To help bring these new or improved products to market and provide better options for your home or business, the Energy Department supports the development of innovative energy efficient products and technologies. This research and development is a priority for the Department because buildings consume more energy than either the transportation or industrial sectors of our economy. Therefore, these technologies not only save energy and money for American families and businesses, but also improve America’s economic competitiveness, increase our energy security and reduce the carbon pollution from our nation’s buildings.

A major part of this effort includes recent investments by the Department’s Buildings Technologies Program (BTP) in four main research and development (R&D) areas – building envelope, HVAC and water heating, lighting and windows. To track the commercialization and development of these kinds of products the Department’s Pacific Northwest National Laboratory (PNNL) issued a new report, Buildings R&D Breakthroughs: Technologies and Products Supported by the Building Technologies Program, highlighting the results and progress made in this area.

  • Building Envelope Technologies – These are the new materials, systems and designs that reduce energy losses through buildings’ walls, roofs and foundations, and include technologies and products like cool roofs and insulation. Department of Energy partners who develop technologies and products in this area include: Oak Ridge National Lab (ORNL), Advanced Fiber Technologies and Microtek Laboratories, The Dow Chemical Company and the National Energy Technology Laboratory as well as the University of Nebraska-Lincoln’s Durham School of Architectural Engineering and Construction.
  • HVAC and Water Heating Technologies – Space heating and cooling and water heating systems are responsible for 45 percent of energy use in our buildings and therefore are one of the biggest contributors to high energy bills. The Department of Energy has worked with companies like PVT Solar, GE, IntelliChoice Energy, Bard Manufacturing and A.O. Smith to develop products and technologies that include a waste heat recovery system, heat humps and high efficiency water heaters to help increase efficiency among these technologies, making them more wallet friendly. 
  • Lighting Technologies – The lighting R&D area accounted for the majority of all technologies identified in the report. The Department and partners worked to develop innovative LED devices and technologies that are on the market today, provided support for a wireless lighting control system that monitors room occupancy and daylighting and energy efficient accent lighting systems. 
  • Window Technologies – Researchers at Lawrence Berkeley National Laboratory (LBNL) have estimated that similar “smart window” technologies could save the nation more than $10 billion in annual energy costs. The Department of Energy and its partners focused their efforts on developing dynamic windows that adjust to outside conditions along with window framing and sealing technologies that improve insulating performance to help achieve that potential reduction.
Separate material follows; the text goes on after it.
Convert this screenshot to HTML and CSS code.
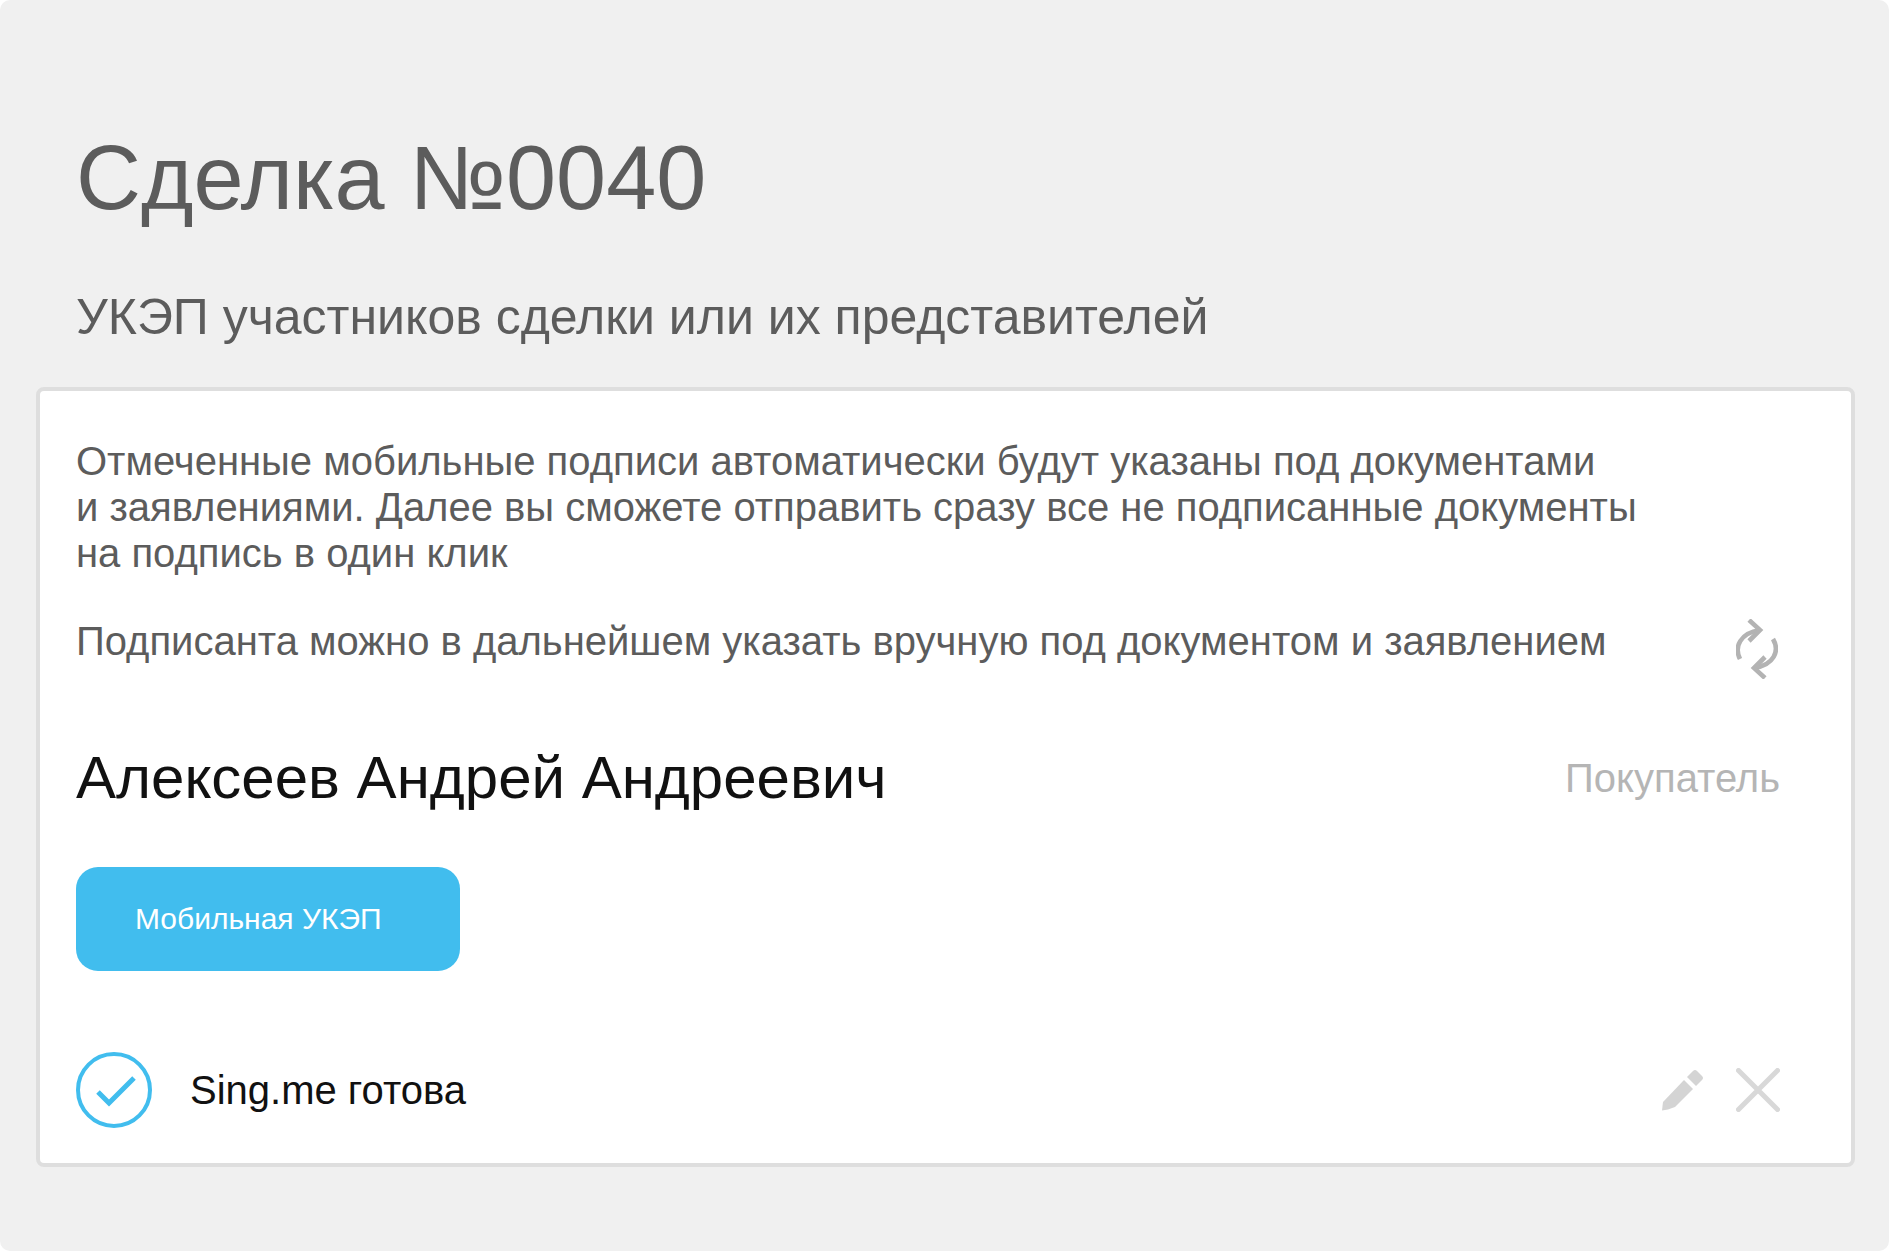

Of the 190 technology R&D projects supported by the Department of Energy between fiscal years 2005-2009 that the PNNL report studied, 11 were commercial products available today, 41 were emerging technologies that are expected to be commercialized within the next three years, and 68 were potential technologies that are still being researched but are more than three years away from commercialization.

Working with private sector partners, the national labs and our nation’s universities, the Department is supporting the development and commercialization of innovative energy efficient products and technologies so that when it comes time for you to make a choice about the investments you make in your home, it will be an easy and affordable one.